Con frecuencia nos hemos olvidado de algo que es medular en el Evangelio de Jesús. El pecado no es solamente algo que debe ser perdonado, sino algo que debe “ser quitado” y arrancado de nuestra sociedad. Jesús se nos presenta como alguien que quita el pecado del mundo. Alguien que no solamente ofrece el perdón, sino también la posibilidad de vencer el pecado, la injusticia y el mal que se apodera de los seres humanos. Es quitar toda estructura de pecado y de injusticia. Creer en Jesús no sólo consiste en abrirse al perdón de Dios. Ser testigo de Jesús es comprometerse en su lucha y su esfuerzo por quitar el pecado que domina a hombres y mujeres, y todas sus desastrosas consecuencias.
Con gran escándalo podemos comprobar la terrible incongruencia de países y continentes cristianos pero llenos de injusticias, miseria y corrupción. Ser verdaderos testigos de Jesús no puede quedar restringido a unas prácticas piadosas, se manifiesta en la vida cotidiana, en el compromiso político, en la lucha contra las estructuras de muerte. Sobre todo nos exige que seamos testigos en nuestro compromiso con los más pobres, sólo así seremos testigos de Jesús ya que siempre lo encontramos de un modo especial en los pobres, afligidos y enfermos… Por eso declara el Papa Francisco: “Es indispensable prestar atención para estar cerca de nuevas formas de pobreza y fragilidad donde estamos llamados a reconocer a Cristo sufriente, aunque eso aparentemente no nos aporte beneficios tangibles e inmediatos… ¿Dónde está tu hermano esclavo? No nos hagamos los distraídos. Hay mucho de complicidad en cada situación injusta, en el silencio cómplice… ¡La pregunta es para todos! En nuestras ciudades está instalado este crimen mafioso y aberrante, y muchos tienen las manos preñadas de sangre debido a la complicidad cómoda y muda” (EG). Ser testigo comporta riesgos que debemos asumir con valentía y verdad.

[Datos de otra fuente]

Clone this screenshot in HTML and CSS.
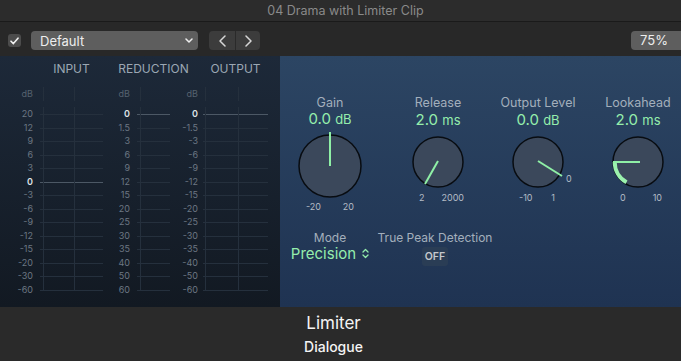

Este día es una muy buena ocasión para reflexionar, no solamente sobre el pecado personal que queda en la conciencia de cada individuo, tendremos que tomar conciencia también del pecado estructural que invade y destruye nuestra sociedad. Nuestra adhesión a Jesús nos debe llevar a ser testigos comprometidos en la construcción de su Reino, de la misma forma que Juan el Bautista que se convierte en profeta de la justicia. Ojalá nos cuestionemos y no nos acomodemos a un mundo de injusticia y de desprecio por los más débiles.
¿Cómo somos testigos de Jesús en el mundo? ¿A qué nos compromete el encuentro con Jesús en cada una de nuestras celebraciones, sacramentos o reuniones? ¿Cómo descubrimos a Jesús en los más pobres y cómo nos compartimos con Él?
Padre Bueno y Misericordioso, que con amor gobiernas los cielos y la tierra, escucha paternalmente las súplicas de tu pueblo y concédenos la gracia de ser testigos de un Reino posible en medio de nosotros: un reino de Justicia y de Paz. Amén.